The farm I visited was only about 125 acres; they farmed Boer Goats Wiltshire Sheep and Galloway/Murray Grey Cattle. They used the Poly Farm model of stock rotation and cell grazing to manage their stock. It was very interesting to see the set up in action and I learnt a lot over the days I was there. They also ran everything on the farm off solar energy and had just installed a composting toilet the day we arrived. I like checking this stuff out – there’s nothing around here so there is nowhere to get ideas from or see how stuff works.

The other reason I was there was to learn how to use and maintain an Austrian Scythe. I’ve always been interested in learning all the old skills and teaching the kids as well. I didn’t expect it to be so hard, but like I say – if it isn’t hard it isn’t worth doing. And those words have bitten me on the backside a couple of times as you could imagine. Anyways, we did a couple of days of scything, cooked in camp ovens and drank billy tea. Food was good – they had an amazing ham ;) and killed a kid and lamb on the first day which we ate later. I haven’t camped like that for a very long time and it was nice reminisces of a long forgotten past.
We visited a hay bale sound recording studio close by, it was a beautiful building. The inside had been left with the bales exposed to assist with the acoustics; it would be interesting to see the structure in ten years time to see how well the bare bales have dealt with aging.

Did I manage to master the Austrian Scythe?? I don’t think so, but I’m practicing every day. It’s a very relaxing tool to use and I’ve managed to clear a fair amount of grass so far but my technique needs improving.

Our tomato harvest has started in earnest, the Cook was busy today making chutney’s, sauces and bolognaise. She was busy all afternoon. This afternoon I’d also brought home a load of hams and bacon from the butcher – when I walked in after feeding tonight the whole house smelt like real farm house.

On my way up the drive on the way back from town I spotted a long neck turtle wandering (how many times have spelt that wrong??) up the farm track, I pulled over and had a quick look at him to make sure he was okay – he seemed fine so I let him get on his way. The Grebe in the Grebe in the dam has hatched another two chicks and she is now swimming around the dam with three kids on her back.

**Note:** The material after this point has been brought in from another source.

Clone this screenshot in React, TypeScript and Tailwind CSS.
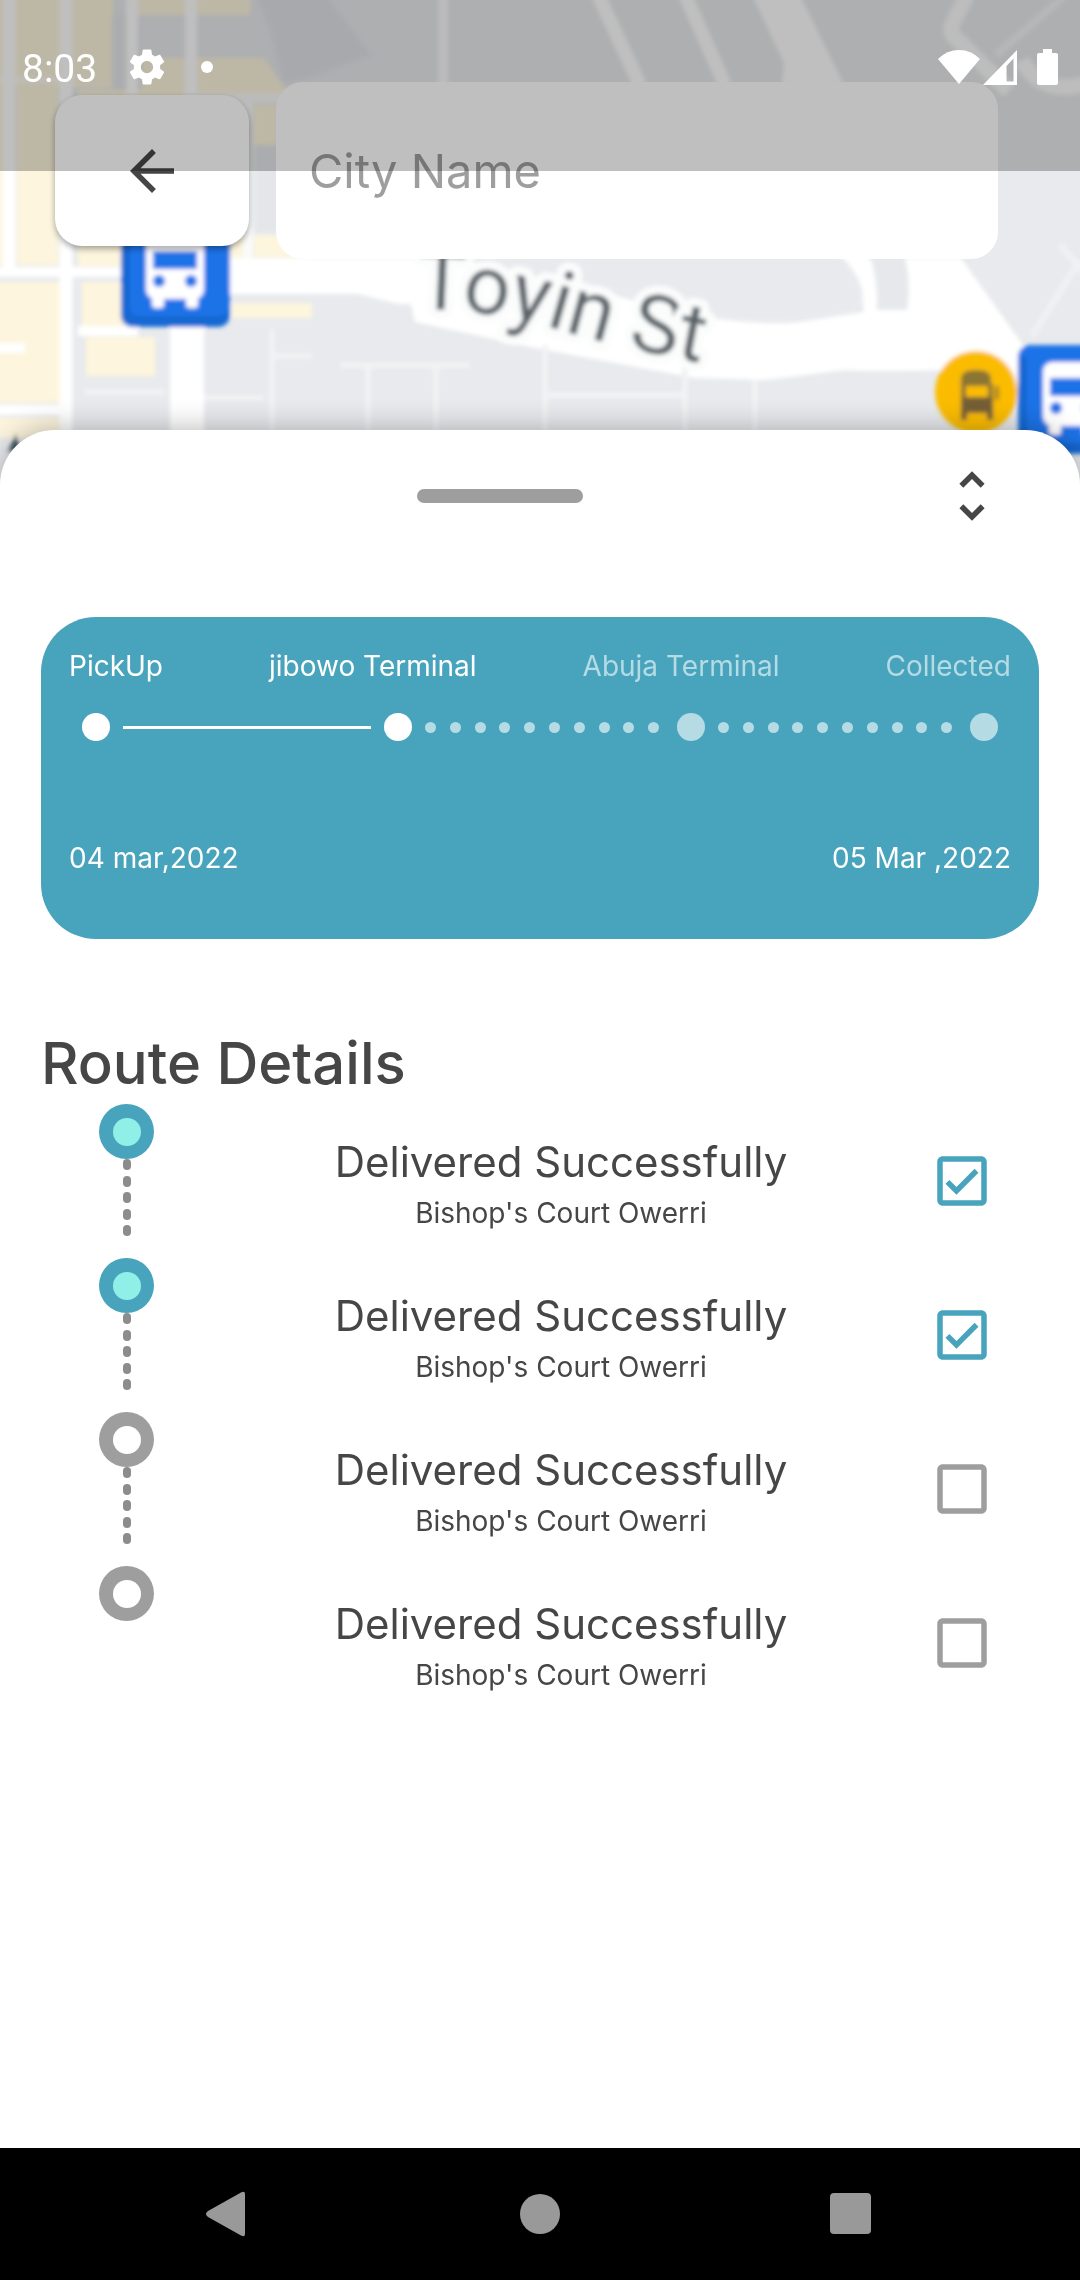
import { useState } from "react";

const stops = [
  { title: "Delivered Successfully", place: "Bishop's Court Owerri", done: true },
  { title: "Delivered Successfully", place: "Bishop's Court Owerri", done: true },
  { title: "Delivered Successfully", place: "Bishop's Court Owerri", done: false },
  { title: "Delivered Successfully", place: "Bishop's Court Owerri", done: false },
];

function BusMarker({ x, y }: { x: number; y: number }) {
  return (
    <g transform={`translate(${x} ${y})`}>
      <rect width="109" height="109" rx="12" fill="#1a73e8" />
      <path d="M1 12v85q0 11 11 11h85q11 0 11-11v-7q-2 8-11 8H18q-9 0-9-9V12z" fill="#1967d2" />
      <rect x="25" y="17" width="58" height="64" rx="9" fill="#fff" />
      <rect x="31" y="76" width="12" height="14" rx="3" fill="#fff" />
      <rect x="65" y="76" width="12" height="14" rx="3" fill="#fff" />
      <rect x="32" y="33" width="44" height="18" fill="#1a73e8" />
      <circle cx="38" cy="63" r="6" fill="#1a73e8" />
      <circle cx="70" cy="63" r="6" fill="#1a73e8" />
    </g>
  );
}

function StreetMap() {
  return (
    <svg
      className="absolute inset-x-0 top-0 h-[500px] w-full"
      viewBox="0 0 1080 500"
      preserveAspectRatio="xMidYMin slice"
      role="img"
      aria-label="Map around Toyin St"
    >
      <defs>
        <filter id="soft" x="-5%" y="-5%" width="110%" height="110%">
          <feGaussianBlur stdDeviation="2" />
        </filter>
        <path id="toyin" d="M416 309Q490 309 560 330T736 369" />
      </defs>
      <rect width="1080" height="500" fill="#e8eaed" />
      <g filter="url(#soft)">
        <path d="M256-5h70l45 60-60 22-28 6-12-50z" fill="#e0e2e6" />
        <path
          d="M-5-5h118v18H78h35v75H-5zM138-5h112v20H138zM140 58h124l24 35H140zM17 84h41v181H17zM-5 84H5v181H-5zM78 90h168v176H78zM254 105h24v40h-24zM254 235h60v22h-60zM-5 282h68v121H-5zM82 282h50v44H82zM86 337h69v39H86zM-5 418h67v20H-5zM232 303h80v15h-80z"
          fill="#fdf5dd"
        />
        <path d="M112 15h30v75h-30zM254 145h26v87h-26z" fill="#e4e6ea" />
        <g fill="none" stroke="#fff">
          <path d="M9-5v275M66-5v445" strokeWidth="13" />
          <path d="M191-5v100M132-5v100" strokeWidth="12" />
          <path d="M185 98h100M248 98v165M443-5v90" strokeWidth="10" stroke="#fafafa" />
          <path d="M-5 272h130M78 331h60M-5 348h30M-5 410h72" strokeWidth="10" />
          <path d="M-5 80h80" strokeWidth="6" opacity=".7" />
          <path d="M187 320v120" strokeWidth="34" />
          <path d="M598-5l42 90M685-5l40 90" strokeWidth="14" />
          <path d="M967-5l-14 28q-6 10 6 18l50 50M1022 60q18 36 64 24" strokeWidth="16" opacity=".85" />
          <path d="M1066-5l-70 60" strokeWidth="8" opacity=".5" />
          <path d="M846 250q26 14 28 66" strokeWidth="20" />
          <path d="M1080 260l-48 76M1060 245l26 30" strokeWidth="7" opacity=".35" />
        </g>
        <path d="M752-5h48l44 90h-62l2-22z" fill="#fff" />
        <path
          d="M200 258h234v46h-36l-40-10H200zM400 258h50l260 60q60 8 90 4l64-10q16-4 12-24l-5-30h90l64 90-10 50-70-28q-70 2-100 0l-80 10-70-2-160-30-120-26z"
          fill="#fff"
        />
        <path d="M868 250q10 26 9 60l30 0q5-30-4-60z" fill="#e6e8eb" />
        <path d="M457 250h378q32 30 27 53-4 12-22 12l-60 8q-70-2-100-14l-130-32z" fill="#e8eaed" />
        <g fill="none" stroke="#f1f2f3" strokeWidth="6">
          <path d="M272 330v110M368 365v75M436 365v75M340 365h130M204 398h60M272 356h40M85 392h80M545 345v95M685 365v75M545 395h138M755 380v60" />
        </g>
        <circle cx="976" cy="392" r="41" fill="#fbbc04" />
        <path d="M961 386v-7q0-9 15-9t15 9v7z" fill="#8b7430" />
        <path d="M961 384h5v14h-5zM988 384h5v14h-5z" fill="#8b7430" />
        <path d="M961 397h32v23h-6v-7h-20v7h-6z" fill="#756035" />
        <path d="M995 386h4v14h-4z" fill="#a17f20" />
        <path d="M8 452l8-18 4 16z" fill="#3c5560" />
        <BusMarker x={121} y={218} />
        <BusMarker x={1018} y={345} />
      </g>
      <text
        className="font-['Roboto']"
        fontSize="82"
        fill="#596267"
        stroke="#fbfcfc"
        strokeWidth="18"
        strokeLinejoin="round"
        paintOrder="stroke"
        filter="url(#soft)"
      >
        <textPath href="#toyin">Toyin St</textPath>
      </text>
    </svg>
  );
}

function StatusBar() {
  return (
    <div className="pointer-events-none absolute inset-x-0 top-0 z-20 flex h-[171px] items-start justify-between bg-black/25 px-[22px] pt-[44px] text-white">
      <div className="flex h-[46px] items-center">
        <span className="w-[100px] pt-1 font-['Roboto',sans-serif] text-[39px] leading-[46px]">8:03</span>
        <svg className="ml-1 size-[42px]" viewBox="0 0 24 24" fill="currentColor" aria-hidden="true">
          <path d="M19.43 12.98c.04-.32.07-.64.07-.98s-.03-.66-.07-.98l2.11-1.65c.19-.15.24-.42.12-.64l-2-3.46c-.12-.22-.39-.3-.61-.22l-2.49 1c-.52-.4-1.08-.73-1.69-.98l-.38-2.65C14.46 2.18 14.25 2 14 2h-4c-.25 0-.46.18-.49.42l-.38 2.65c-.61.25-1.17.59-1.69.98l-2.49-1c-.23-.09-.49 0-.61.22l-2 3.46c-.13.22-.07.49.12.64l2.11 1.65c-.04.32-.07.65-.07.98s.03.66.07.98l-2.11 1.65c-.19.15-.24.42-.12.64l2 3.46c.12.22.39.3.61.22l2.49-1c.52.4 1.08.73 1.69.98l.38 2.65c.03.24.24.42.49.42h4c.25 0 .46-.18.49-.42l.38-2.65c.61-.25 1.17-.59 1.69-.98l2.49 1c.23.09.49 0 .61-.22l2-3.46c.12-.22.07-.49-.12-.64l-2.11-1.65zM12 15.5c-1.93 0-3.5-1.57-3.5-3.5s1.57-3.5 3.5-3.5 3.5 1.57 3.5 3.5-1.57 3.5-3.5 3.5z" />
        </svg>
        <span className="ml-[33px] size-3 rounded-full bg-white" />
      </div>
      <div className="flex h-[46px] items-center">
        <svg className="h-[36px] w-[42px]" viewBox="0 0 42 36" fill="currentColor" aria-hidden="true">
          <path d="M21 35L0 10Q9 1 21 1T42 10z" />
        </svg>
        <svg className="ml-[3px] h-[36px] w-[34px]" viewBox="0 0 34 36" fill="currentColor" aria-hidden="true">
          <path fillRule="evenodd" d="M0 36L34 1v35zM23.500 17v15.500h7V9.500z" />
        </svg>
        <svg className="ml-[20px] h-[36px] w-[21px]" viewBox="0 0 21 36" fill="currentColor" aria-hidden="true">
          <path d="M6 0h9v4h4q2 0 2 2v28q0 2-2 2H2q-2 0-2-2V6q0-2 2-2h4z" />
        </svg>
      </div>
    </div>
  );
}

function Node({ faded = false }: { faded?: boolean }) {
  return <span className={`size-7 shrink-0 rounded-full ${faded ? "bg-[#b5dbe4]" : "bg-white"}`} />;
}

function DottedTrack() {
  return (
    <div className="mr-1 ml-[13px] grid flex-1 grid-cols-10">
      {Array.from({ length: 10 }, (_, i) => (
        <span key={i} className="size-[11px] rounded-full bg-[#b5dbe4]" />
      ))}
    </div>
  );
}

function ProgressCard() {
  return (
    <section
      aria-label="Delivery progress"
      className="rounded-[55px] bg-[#48a4bc] px-[28px] pt-[29px] pb-[61px] text-[28px] leading-[40px] text-white"
    >
      <div className="flex justify-between">
        <span>PickUp</span>
        <span>jibowo Terminal</span>
        <span className="text-[#b5dbe4]">Abuja Terminal</span>
        <span className="text-[#b5dbe4]">Collected</span>
      </div>
      <div className="mt-[27px] flex items-center px-[13px]">
        <Node />
        <span className="mx-[13px] h-[3px] flex-1 bg-white" />
        <Node />
        <DottedTrack />
        <Node faded />
        <DottedTrack />
        <Node faded />
      </div>
      <div className="mt-[97px] flex justify-between">
        <span>04 mar,2022</span>
        <span>05 Mar ,2022</span>
      </div>
    </section>
  );
}

function RouteList() {
  const [done, setDone] = useState(stops.map((s) => s.done));
  return (
    <ul>
      {stops.map((stop, i) => (
        <li key={i} className="flex h-[154px] items-start pr-[44px] pl-[58px]">
          <div className="flex w-[55px] flex-col items-center">
            <span
              className={`flex size-[55px] items-center justify-center rounded-full ${
                stop.done ? "bg-[#48a4bc]" : "bg-[#9e9e9e]"
              }`}
            >
              <span className={`size-7 rounded-full ${stop.done ? "bg-[#90f0e8]" : "bg-white"}`} />
            </span>
            {i < stops.length - 1 && (
              <span className="flex h-[77px] flex-col justify-between">
                {Array.from({ length: 5 }, (_, d) => (
                  <span key={d} className="h-[11px] w-2 rounded-full bg-[#8c8c8c]" />
                ))}
              </span>
            )}
          </div>
          <div className="flex-1 pt-[27px] pl-[39px] text-center">
            <h3 className="text-[42px] leading-[62px]">{stop.title}</h3>
            <p className="text-[28px] leading-[40px]">{stop.place}</p>
          </div>
          <span className="relative mt-[44px] block size-[66px]">
            <input
              type="checkbox"
              aria-label={`Stop ${i + 1} delivered`}
              checked={done[i]}
              onChange={() => setDone(done.map((v, j) => (j === i ? !v : v)))}
              className="peer absolute inset-0 size-full cursor-pointer appearance-none"
            />
            <svg
              viewBox="0 0 24 24"
              fill="currentColor"
              aria-hidden="true"
              className="pointer-events-none size-full text-[#9e9e9e] peer-checked:text-[#48a4bc] [&>.tick]:hidden peer-checked:[&>.tick]:block"
            >
              <path d="M19 3H5c-1.1 0-2 .9-2 2v14c0 1.1.9 2 2 2h14c1.1 0 2-.9 2-2V5c0-1.1-.9-2-2-2zm0 16H5V5h14v14z" />
              <path className="tick" d="M17.99 9l-1.41-1.42-6.59 6.59-2.58-2.57-1.42 1.41 4 3.99z" />
            </svg>
          </span>
        </li>
      ))}
    </ul>
  );
}

export default function App() {
  return (
    <div className="relative flex min-h-screen flex-col overflow-hidden bg-white font-['Inter',sans-serif] text-[#464646]">
      <StreetMap />
      <StatusBar />
      <header className="relative flex items-center gap-[27px] pt-[82px] pr-[82px] pb-[171px] pl-[55px]">
        <button
          type="button"
          aria-label="Back"
          className="flex h-[151px] w-[194px] items-center justify-center rounded-[27px] bg-white shadow-[0_3px_6px_rgba(0,0,0,0.35)]"
        >
          <svg className="size-[66px]" viewBox="0 0 24 24" fill="currentColor" aria-hidden="true">
            <path d="M20 11H7.83l5.59-5.59L12 4l-8 8 8 8 1.41-1.41L7.83 13H20v-2z" />
          </svg>
        </button>
        <input
          type="text"
          aria-label="City Name"
          placeholder="City Name"
          className="h-[177px] min-w-0 flex-1 rounded-[27px] bg-white px-[33px] text-[47px] outline-none placeholder:text-[#9e9e9e]"
        />
      </header>

      <main className="relative flex-1 rounded-t-[55px] bg-white px-[41px] shadow-[0_0_30px_rgba(0,0,0,0.3)]">
        <div className="flex items-center pt-[33px] pr-[34px] pl-[20px]">
          <div className="flex flex-1 justify-center">
            <span className="h-[14px] w-[166px] rounded-full bg-[#9e9e9e]" />
          </div>
          <button type="button" aria-label="Expand or collapse panel">
            <svg className="size-[66px]" viewBox="0 0 24 24" fill="currentColor" aria-hidden="true">
              <path d="M12 5.83L15.17 9l1.41-1.41L12 3 7.41 7.59 8.83 9 12 5.83zm0 12.34L8.83 15l-1.41 1.41L12 21l4.59-4.59L15.17 15 12 18.17z" />
            </svg>
          </button>
        </div>
        <div className="mt-[88px]">
          <ProgressCard />
        </div>
        <h2 className="mt-[83px] text-[58px] leading-[82px] font-medium">Route Details</h2>
        <RouteList />
      </main>

      <nav aria-label="System" className="relative flex h-[132px] items-center justify-between bg-black px-[192px] text-[#999]">
        <button type="button" aria-label="System back">
          <svg className="size-[66px]" viewBox="0 0 66 66" fill="currentColor" aria-hidden="true">
            <path d="M16 30L49 11.500Q53 9.500 53 13v40q0 3.500-4 1.500L16 36q-4-3 0-6z" />
          </svg>
        </button>
        <button type="button" aria-label="Home">
          <svg className="size-[66px]" viewBox="0 0 66 66" fill="currentColor" aria-hidden="true">
            <circle cx="33" cy="33" r="20" />
          </svg>
        </button>
        <button type="button" aria-label="Recent apps">
          <svg className="size-[66px]" viewBox="0 0 66 66" fill="currentColor" aria-hidden="true">
            <rect x="8" y="12" width="41" height="41" rx="4" />
          </svg>
        </button>
      </nav>
    </div>
  );
}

The fellow I went to Mudgee with left a grain mill for the Cook to try out. She’s always wanted one and was keen to have a go. Between her and the kids they milled enough flour to make a couple of loaves of bread and a couple of morning’s worth of pancakes – looks like I can add one of these to the gift register.

Well it’s off to await the Easter Bunny, I wonder if he’ll end up beating the turtle up the drive??